Framing the 'pause' as positive
Professor Wolfgang Preiser, the head of the medical virology department of pathology at Stellenbosch University, said it was unfortunately "another one of those lose-lose situations" – that if inoculations were to continue, scientists and officials would be accused of risking people's lives, but that, on the other hand, a temporary suspension would end up delaying immunisation, which desperately needs to move ahead as quickly as possible.
However, the fact that these cases were found is comforting, although the challenge will be to frame this pause as something positive, said Preiser.

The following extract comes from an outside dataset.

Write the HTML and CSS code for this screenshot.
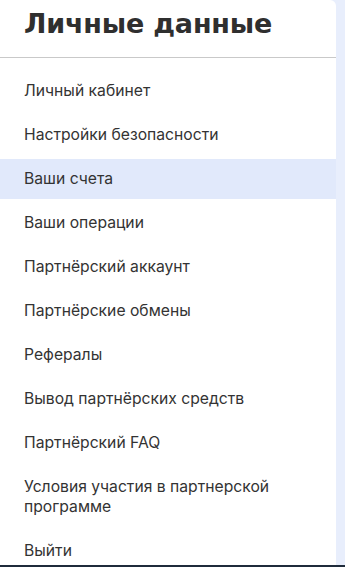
FILE: index.html
```html
<!DOCTYPE html>
<html lang="ru">
    <head>
        <meta charset="utf-8">
        <title>Личные данные</title>
        <link rel="stylesheet" href="styles.css">
    </head>
    <body>
        <aside class="sidebar">
            <h2 class="sidebar-title">Личные данные</h2>
            <nav class="sidebar-menu">
                <a href="#" class="menu-item">Личный кабинет</a>
                <a href="#" class="menu-item">Настройки безопасности</a>
                <a href="#" class="menu-item active">Ваши счета</a>
                <a href="#" class="menu-item">Ваши операции</a>
                <a href="#" class="menu-item">Партнёрский аккаунт</a>
                <a href="#" class="menu-item">Партнёрские обмены</a>
                <a href="#" class="menu-item">Рефералы</a>
                <a href="#" class="menu-item">Вывод партнёрских средств</a>
                <a href="#" class="menu-item">Партнёрский FAQ</a>
                <a href="#" class="menu-item">Условия участия в партнерской программе</a>
                <a href="#" class="menu-item">Выйти</a>
            </nav>
        </aside>
        <div class="footer-line"></div>
    </body>
</html>
```

FILE: styles.css
```css
html, body {
    margin: 0;
    padding: 0;
}
body {
    background: #e8eefc;
    font-family: Inter, "Noto Sans", sans-serif;
    color: #333333;
    height: 567px;
    overflow: hidden;
}
.sidebar {
    width: 336px;
    height: 565px;
    background: #ffffff;
    border-top-right-radius: 6px;
}
.sidebar-title {
    margin: 0;
    height: 58px;
    box-sizing: border-box;
    padding: 8px 0 0 24px;
    font-family: "DejaVu Sans", sans-serif;
    font-size: 27px;
    line-height: 32px;
    font-weight: bold;
    letter-spacing: -0.2px;
    color: #2f2f2f;
    border-bottom: 1px solid #c9c9c9;
}
.sidebar-menu {
    display: flex;
    flex-direction: column;
    gap: 4px;
    padding-top: 13px;
}
.menu-item {
    display: block;
    padding: 10px 40px 10px 24px;
    font-size: 15.7px;
    line-height: 20px;
    color: #333333;
    text-decoration: none;
}
.menu-item.active {
    background: #e1e9fb;
}
.footer-line {
    height: 2px;
    background: #1f2b3b;
}
```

"I find it good that the systems seem to be working: the cases were found and the possible link is being investigated. This is as it should be and is very comforting.
"People will probably see it as something negative, especially if they are skeptical about the vaccine in any case. While I still hear the odd person claiming they do not know anyone who had Covid-19 badly or died from it, most people, like myself, have witnessed its potentially devastating effects first- or second-hand.
"Looking at colleagues, staff, neighbours and friends that succumbed, and their mourning relatives, I encourage all my friends to get vaccinated when they have a chance to – like I did," he advised.
Understanding the risk
As for whether we should be overly concerned about receiving the vaccine going forward, Preiser said: "It comes down to a small risk of serious illness due to the vaccine (yet to be confirmed) versus delaying the immunisation of susceptible people (which is risky for them and for their contacts).
"On balance, and based on what is known so far, I would argue for continuing the use of the J&J vaccine while informing recipients of the small risk, what they should look out for, and ensuring that any cases are recognised and treated promptly and well."
'One in a million complication'
Sanne weighed in, saying that if the news has fuelled vaccine hesitancy, he would remind everyone that in those people who do develop Covid, the disease caused by SARS-CoV-2, 16.5% develop coagulation abnormalities. And in those who die due to the disease, post-mortem results indicate that a certain number of cases have had clotting in the lungs.
"In my view, this is a rare, one in a million, complication in vaccines that are targeting severe disease. We need to be very careful with the vaccines, but I think that we don't have a choice but to move forward with the vaccination programme," he said.
Preiser echoed these thoughts, saying: "One has to keep in mind that the risk appears to be extremely small: one in a million or thereabout.
"It is absolutely expected that such small risks (assuming that there is a causal relationship with the vaccine, which has yet to be proven) are only found once a product (the same goes for drugs – side-effects kill tens of thousands every year, yet one does not usually hear about it) is used at large scale."
Fortunately, the few people who do end up developing the blood clots can be treated.
Professor Linda-Gail Bekker, co-lead investigator of South Africa's Sisonke Covid-19 vaccine trial, told Health24 that doctors are being cautioned against using heparin, a common blood thinner, but that there is an immune globulin treatment that can be used.
"We are trying to make sure that these protocols are widely known. This is available commercially and can be used to treat individuals with the problem," she said.
If you have received the vaccine and experience a severe headache, abdominal pain, leg pain or shortness of breath within three weeks after your vaccination, you should consult a doctor, Bekker advised.